Working as a coastguard was always very adventurous, for me, because we went out on rough, stormy nights to watch from a lookout tower on the cliffs over the Moray Firth. Everything was up to you. Here we were, schoolboys, entirely responsible for the safety of ships passing that piece of coast. What more could you want? We had to stay there, fill out the log, and of course, we were trained in what to do - how to fire Verey lights and get in touch with the ships at sea. It gave you a sense of responsibility, and you were going solo, so to speak, drawing on yourself and your own resources.

Later, when I went to Australia, I encountered the same sense of challenge on expeditions into the bush, where there is every kind of wildlife and you have to find your way with a compass and a map. Nothing is better for teaching you about your own resources than being in that situation. As a student, it was more difficult for me to volunteer because I was slightly more conspicuous. But I found when I was acting at Cambridge, in the Dryden Society, which was an acting group in my college, that it was enormously enjoyable because being in a group meant working together. That made you feel special, because you were part of a team with a purpose. Playing in an orchestra can have the same effect.

The great thing is to be an individual within a team and to contribute to the overall exercise. And that is also true of being a volunteer. Like many things, until you do it you may think "what is the point of bothering?", but once you get involved, you find yourself working with other people and it is being part of that team which is such a pleasure.

Although I can only draw on my own experience of volunteering, which was different from that of many young people, because I was at a boarding school, I think there are similarities for all of us, in the problems we face at certain ages. For those young people who are less outgoing than others, it is enormously beneficial as a way of gaining confidence, and it is useful for the outgoing ones too, in that it gives them chance to try gentler occupations. Very often the young people who are most aggressive and antisocial are the ones who have the most energy to turn into something constructive, if they are given the opportunity. They may suddenly find that they have talents in areas they had not realised: leadershiptalents, for example, and the ability to organise and encourage other people. We set up the Community Venture to make these opportunites more widely available to young people and I find it marvelous to talk to Venturers and to hear their remarkable enthusiasm for the whole experience. They have suddenly discovered qualities in themselves they did not know existed. Even quiet young people, who have been in a shell, and who have found themselves on the Venture and stuck it out find that they have been changed.

Being sent to Australia certainly changed my life. I became more outgoing and learnt thing about myself. There I was, thousands of miles away from home, and I had to get on with it, battle away and survive. Looking back on it, there were parts that were hellish, but the overall memory is of enjoyment. I wasn't in those days, a rebel, or particularly anti-social - I have just become more so as I have got older. I have been talking, for 12 years or more, about making opportunities for voluntary service more widely available to young people.

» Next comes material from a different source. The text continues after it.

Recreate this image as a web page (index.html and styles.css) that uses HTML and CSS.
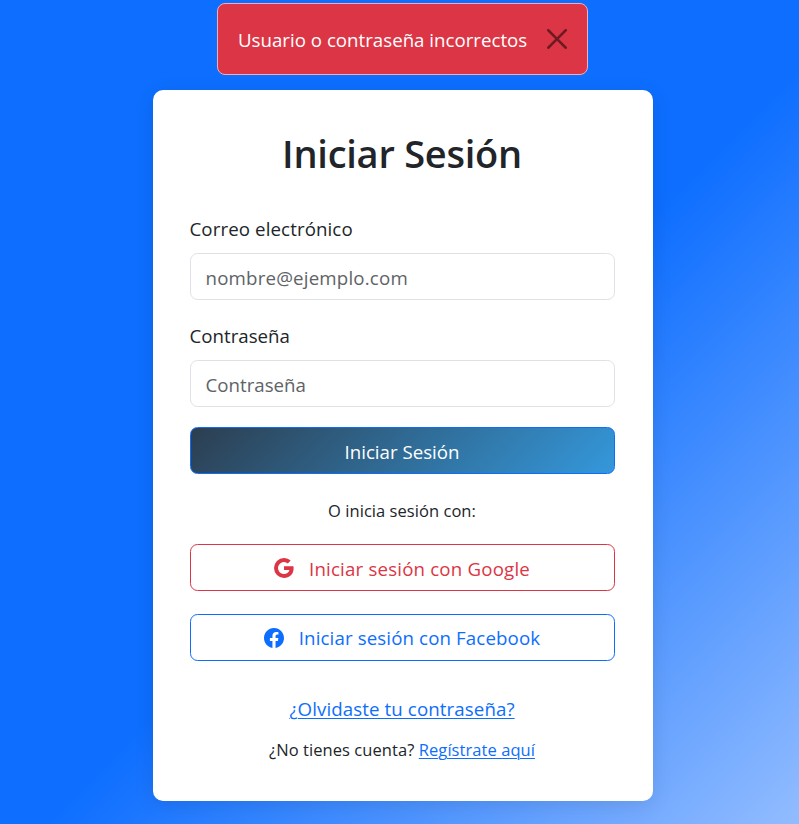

People rubbished the subject every time I raised it, but suddenly they seem to be looking at it more favourably. Perhaps the time has come? Certainly on the environmental front it is an idea that fits in with current concerns. I believe very strongly that there are not enough means in this country by which people from all walks of life and from all backgrounds can work together for a common purpose.

Without such means there is polarisation between different groups. I believe that there should be means by which some people can come together and find out about each other, and do something constructive for their country. I don't see anything wrong with that. I don't see that as being nationalistic. I see it as being sensible and right. So I would like to see all young people having the chance to work together as volunteers, and even if it is only for a short period, for 12 or 18 weeks of their lives, I hope it will be something on which they will look back as having made a difference, both to themselves and their communities.